# 1960's trawl winch plans



## billmaca (Jan 14, 2006)

Anybody know where I can get plans/drawings for a trawl winch the type used by ex seine net boats around the 60's,the dedicated trawl winch not the combination(Mastra et'c) 

Billy


----------



## Gavin Gait (Aug 14, 2005)

Bill Wood might have photos or a plan set Bill : http://www.shipsnostalgia.com/member.php?u=10251

Davie


----------



## 12548 (Mar 23, 2007)

There is a Book for sale 9GBP that may have what you want.

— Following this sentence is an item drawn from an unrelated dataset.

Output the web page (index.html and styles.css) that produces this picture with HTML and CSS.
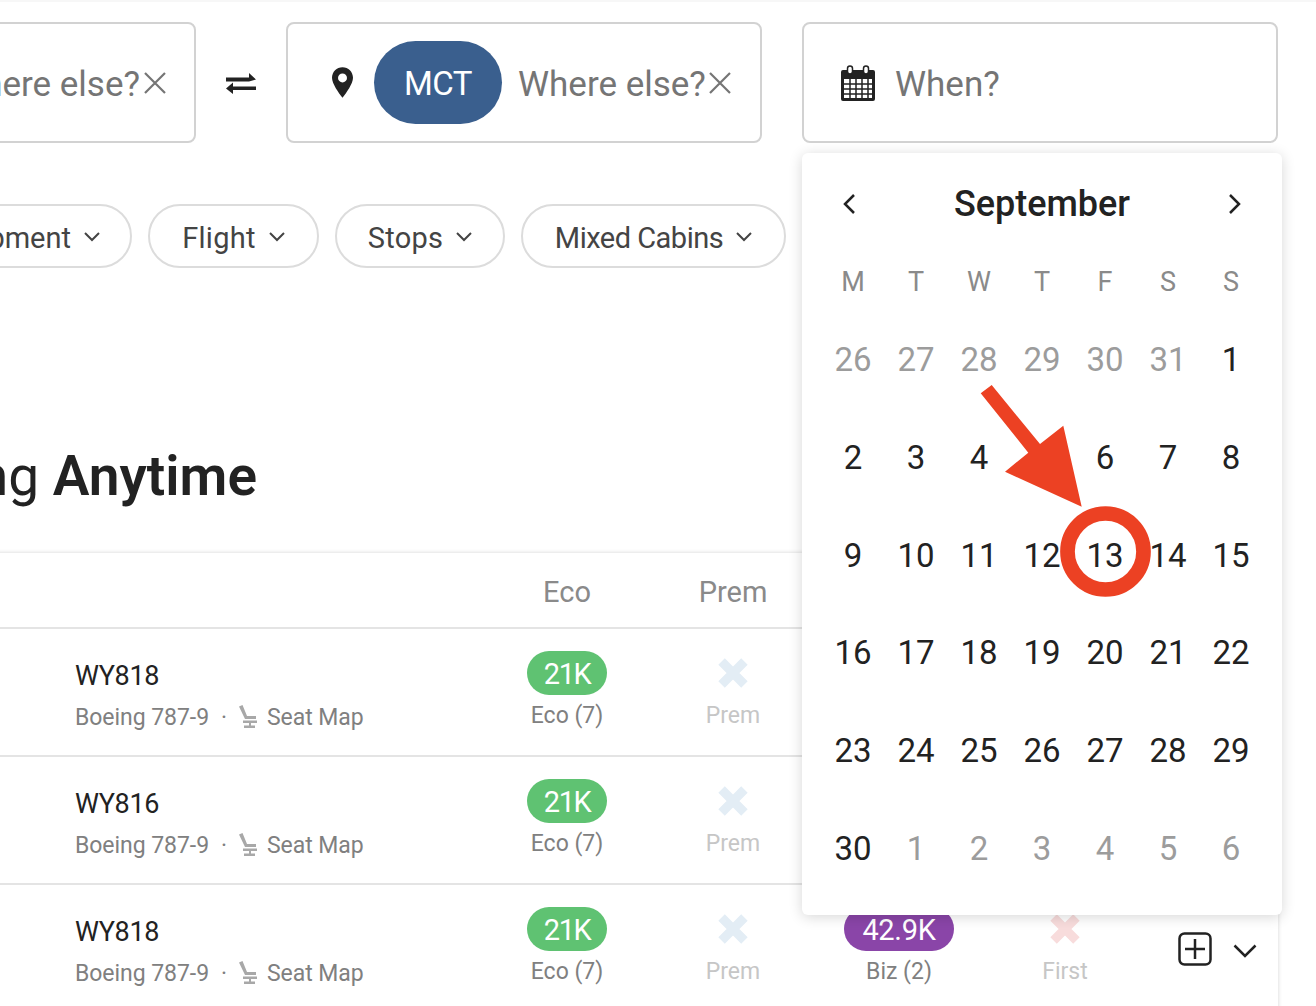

9921. MACGIBBON W.C., & MARTIN Arch. & BARR, Hugh
BOARD OF TRADE ORALS AND MARINE ENGINEERING KNOWLEDGE. Steam and Motor. 
James Munro. nd (c 1930s). 9th edition. 1,166pp. Illustrated with many hundreds of diagrams, plans, drawings & photographs. 221x4. Red/gilt cloth hardback cover. Binding slightly rubbed & corners bumped, otherwise contents VG+.A standard work divided into 16 main sections. including:- Strength of Materials - Shipbuilding - Heat - Definitions - Electricity - Turbines - Steam Engines - Condensers & Auxiliaries - Refrigeration - Boilers - Oil Fuel - Internal Combustion Engines, etc, etc. £9.00

http://www.leemaritimebooks.com/Books/Ships.asp

Cheers
joller6


----------